GSA Annual Meeting in Phoenix, Arizona, USA - 2019

Paper No. 84-12
Presentation Time: 11:15 AM


DELPH, Jonathan R.1, THOMAS, Amanda M.1 and LEVANDER, Alan2, (1)Department of Earth Sciences, University of Oregon, 100 Cascade Hall, 1272 University of Oregon, Eugene, OR 97403, (2)Department of Earth, Environmental and Planetary Sciences, Rice University, 6100 Main Street MS-126, Houston, TX 77005

Lateral variations in the seismic properties of the Cascadia margin are fundamentally tied to fluid-mediated processes like non-volcanic tremor, intermediate-depth seismicity, and volcanism. Using a newly developed 3D shear wave velocity model, we implement corrections to the conversion of P-wave receiver functions to depth to create an improved model of the discontinuity structure beneath the Cascadia margin. This model allows us to better differentiate between variations in the depth and seismic properties of the Moho as well as in crustal and upper mantle shear wave velocities.

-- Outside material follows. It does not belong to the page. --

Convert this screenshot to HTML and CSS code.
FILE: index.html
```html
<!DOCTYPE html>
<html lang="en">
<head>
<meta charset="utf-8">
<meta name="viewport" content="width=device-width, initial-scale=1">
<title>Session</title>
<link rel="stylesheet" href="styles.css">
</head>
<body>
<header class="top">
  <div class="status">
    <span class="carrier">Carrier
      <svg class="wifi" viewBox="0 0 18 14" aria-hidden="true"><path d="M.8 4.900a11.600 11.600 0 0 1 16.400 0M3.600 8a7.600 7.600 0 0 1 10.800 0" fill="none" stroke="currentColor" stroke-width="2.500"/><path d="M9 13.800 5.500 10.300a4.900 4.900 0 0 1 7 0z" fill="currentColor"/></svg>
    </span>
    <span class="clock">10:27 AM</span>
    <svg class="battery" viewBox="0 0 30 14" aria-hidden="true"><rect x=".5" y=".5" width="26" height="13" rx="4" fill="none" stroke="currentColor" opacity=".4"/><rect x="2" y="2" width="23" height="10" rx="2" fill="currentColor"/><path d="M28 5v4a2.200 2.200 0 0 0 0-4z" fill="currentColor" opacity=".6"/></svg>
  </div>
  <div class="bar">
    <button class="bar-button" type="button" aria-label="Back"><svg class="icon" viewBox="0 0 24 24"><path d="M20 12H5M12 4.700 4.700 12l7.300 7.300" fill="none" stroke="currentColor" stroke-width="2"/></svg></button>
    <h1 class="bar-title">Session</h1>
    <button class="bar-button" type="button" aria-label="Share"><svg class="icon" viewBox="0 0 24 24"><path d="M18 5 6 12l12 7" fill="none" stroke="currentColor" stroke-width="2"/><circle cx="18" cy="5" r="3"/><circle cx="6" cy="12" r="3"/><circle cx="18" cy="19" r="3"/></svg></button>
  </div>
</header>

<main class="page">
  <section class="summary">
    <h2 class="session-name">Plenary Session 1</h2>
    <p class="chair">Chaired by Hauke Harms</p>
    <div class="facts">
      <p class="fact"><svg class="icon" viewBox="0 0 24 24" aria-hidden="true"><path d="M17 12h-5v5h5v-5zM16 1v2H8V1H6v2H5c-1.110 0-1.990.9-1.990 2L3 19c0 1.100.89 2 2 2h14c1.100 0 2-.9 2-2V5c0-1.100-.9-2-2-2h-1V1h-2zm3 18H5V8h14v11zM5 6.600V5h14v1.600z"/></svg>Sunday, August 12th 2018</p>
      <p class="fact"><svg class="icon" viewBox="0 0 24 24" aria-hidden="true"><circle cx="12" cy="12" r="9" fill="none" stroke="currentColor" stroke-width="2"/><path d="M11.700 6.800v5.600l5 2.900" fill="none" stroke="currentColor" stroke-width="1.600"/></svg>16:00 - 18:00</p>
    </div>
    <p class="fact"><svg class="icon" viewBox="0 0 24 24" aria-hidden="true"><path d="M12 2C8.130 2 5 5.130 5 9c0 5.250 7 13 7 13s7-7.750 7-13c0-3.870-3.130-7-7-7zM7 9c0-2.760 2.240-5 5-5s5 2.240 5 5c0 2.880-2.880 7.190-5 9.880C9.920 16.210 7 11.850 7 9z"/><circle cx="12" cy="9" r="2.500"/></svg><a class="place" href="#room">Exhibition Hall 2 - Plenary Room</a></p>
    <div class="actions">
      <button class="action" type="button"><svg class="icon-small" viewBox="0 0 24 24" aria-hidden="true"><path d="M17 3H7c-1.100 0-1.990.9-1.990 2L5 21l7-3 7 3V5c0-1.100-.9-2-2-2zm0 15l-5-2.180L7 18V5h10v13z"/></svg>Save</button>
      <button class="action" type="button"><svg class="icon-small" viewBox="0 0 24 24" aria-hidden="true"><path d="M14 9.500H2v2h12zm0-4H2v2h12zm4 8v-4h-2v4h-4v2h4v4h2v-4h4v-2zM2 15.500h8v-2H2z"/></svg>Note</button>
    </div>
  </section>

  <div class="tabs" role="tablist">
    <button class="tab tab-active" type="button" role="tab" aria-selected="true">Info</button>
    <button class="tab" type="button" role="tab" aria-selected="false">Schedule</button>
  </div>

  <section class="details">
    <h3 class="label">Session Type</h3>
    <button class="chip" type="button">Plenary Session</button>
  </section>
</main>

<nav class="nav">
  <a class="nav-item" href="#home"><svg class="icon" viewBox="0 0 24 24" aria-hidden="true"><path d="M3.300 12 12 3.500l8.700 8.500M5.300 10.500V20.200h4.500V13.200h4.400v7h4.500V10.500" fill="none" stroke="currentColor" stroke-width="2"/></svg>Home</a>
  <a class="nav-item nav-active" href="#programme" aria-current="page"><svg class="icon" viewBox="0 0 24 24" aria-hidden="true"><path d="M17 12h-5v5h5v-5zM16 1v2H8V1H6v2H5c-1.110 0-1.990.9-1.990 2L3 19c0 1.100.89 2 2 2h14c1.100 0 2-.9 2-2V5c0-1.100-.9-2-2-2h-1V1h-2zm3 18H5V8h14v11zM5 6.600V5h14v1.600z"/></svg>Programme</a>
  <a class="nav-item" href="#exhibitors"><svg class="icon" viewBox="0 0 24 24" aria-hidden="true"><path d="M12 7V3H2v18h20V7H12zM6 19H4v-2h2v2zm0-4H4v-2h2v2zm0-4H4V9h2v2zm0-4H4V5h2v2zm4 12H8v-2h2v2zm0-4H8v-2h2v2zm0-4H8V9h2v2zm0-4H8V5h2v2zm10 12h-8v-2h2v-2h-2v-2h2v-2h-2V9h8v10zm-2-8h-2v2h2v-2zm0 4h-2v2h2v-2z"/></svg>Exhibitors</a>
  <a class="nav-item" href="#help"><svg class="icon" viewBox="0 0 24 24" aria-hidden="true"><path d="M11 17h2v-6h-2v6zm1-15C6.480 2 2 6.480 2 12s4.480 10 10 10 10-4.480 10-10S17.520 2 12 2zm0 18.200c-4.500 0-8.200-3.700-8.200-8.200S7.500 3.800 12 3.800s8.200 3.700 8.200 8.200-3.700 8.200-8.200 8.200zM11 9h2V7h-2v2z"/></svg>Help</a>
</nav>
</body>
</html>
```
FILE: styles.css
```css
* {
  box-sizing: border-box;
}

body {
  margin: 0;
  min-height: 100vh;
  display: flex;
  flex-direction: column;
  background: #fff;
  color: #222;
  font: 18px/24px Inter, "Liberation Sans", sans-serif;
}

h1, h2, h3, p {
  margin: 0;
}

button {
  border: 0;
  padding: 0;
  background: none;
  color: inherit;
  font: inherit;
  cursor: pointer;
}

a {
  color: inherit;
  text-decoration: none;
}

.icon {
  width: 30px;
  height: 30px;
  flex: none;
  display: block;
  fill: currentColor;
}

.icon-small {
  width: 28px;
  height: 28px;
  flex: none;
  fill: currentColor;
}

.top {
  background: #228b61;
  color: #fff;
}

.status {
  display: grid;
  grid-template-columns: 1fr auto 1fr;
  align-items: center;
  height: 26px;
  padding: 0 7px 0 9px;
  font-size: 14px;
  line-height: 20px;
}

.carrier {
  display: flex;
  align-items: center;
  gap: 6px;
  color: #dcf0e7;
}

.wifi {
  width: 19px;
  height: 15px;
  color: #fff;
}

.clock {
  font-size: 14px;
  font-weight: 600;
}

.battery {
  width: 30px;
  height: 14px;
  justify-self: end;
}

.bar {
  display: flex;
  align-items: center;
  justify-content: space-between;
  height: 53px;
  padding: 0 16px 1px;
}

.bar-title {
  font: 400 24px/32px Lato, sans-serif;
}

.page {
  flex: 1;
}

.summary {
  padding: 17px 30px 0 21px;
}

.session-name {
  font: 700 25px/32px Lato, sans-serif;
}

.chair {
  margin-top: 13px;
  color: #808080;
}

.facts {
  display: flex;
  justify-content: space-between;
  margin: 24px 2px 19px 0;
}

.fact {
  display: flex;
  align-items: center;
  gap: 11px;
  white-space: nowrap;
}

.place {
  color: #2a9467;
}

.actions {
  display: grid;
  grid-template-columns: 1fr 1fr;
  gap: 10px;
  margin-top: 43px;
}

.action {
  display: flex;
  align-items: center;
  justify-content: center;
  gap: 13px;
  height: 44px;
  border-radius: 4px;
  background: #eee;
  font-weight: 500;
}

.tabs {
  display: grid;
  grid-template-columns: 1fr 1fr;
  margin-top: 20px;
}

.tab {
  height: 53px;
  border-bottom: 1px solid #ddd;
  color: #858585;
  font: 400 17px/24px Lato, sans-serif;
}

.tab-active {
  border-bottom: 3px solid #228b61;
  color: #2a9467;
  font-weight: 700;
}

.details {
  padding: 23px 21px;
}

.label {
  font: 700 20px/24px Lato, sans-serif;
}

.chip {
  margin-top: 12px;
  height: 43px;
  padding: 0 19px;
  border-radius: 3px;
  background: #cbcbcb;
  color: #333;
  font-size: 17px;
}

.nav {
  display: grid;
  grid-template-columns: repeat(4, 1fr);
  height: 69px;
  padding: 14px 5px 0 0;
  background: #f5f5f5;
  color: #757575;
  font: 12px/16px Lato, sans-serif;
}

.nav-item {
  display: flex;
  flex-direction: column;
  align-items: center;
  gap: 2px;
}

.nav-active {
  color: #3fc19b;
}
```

In the forearc lower crust, very low shear wave velocity zones correlate with regions of high tremor density and attenuation, indicating the presence of fluids likely derived from metamorphic dehydration reactions within the downgoing slab. The spatial extent of tremor and lower crustal low velocity zones is mainly constrained to depths where the downgoing oceanic crust is in contact with the overriding crust, terminating near where the slab underthrusts below the forearc mantle (i.e., the “mantle wedge corner”). This correlation suggests that the forearc mantle may react quickly to form serpentinite if fluids are present and/or may be too permeable to allow fluid pressures to reach the near-lithostatic conditions necessary to cause non-volcanic tremor. Outboard of the forearc mantle corner, velocity contrasts across the Moho and uppermost mantle shear wave velocities indicate much of the forearc mantle is serpentinized, consistent with previous studies. However, there is considerable variability in the extent of mantle serpentinization both along and across strike of the Cascadia margin, possibly indicating variations in the volume and/or depth of fluid release along the margin. Beneath the Cascadia volcanic arc, crustal thickness appears relatively consistent at ~38 km with the exception of ~46 N, where the crust appears much thicker beneath the St. Helens, Adams, and Indian Heaven volcanic fields. Variations in lower crustal and upper mantle shear velocities are also apparent beneath the Cascade volcanoes, which could be related to magmatic ponding at different depths beneath volcanic centers.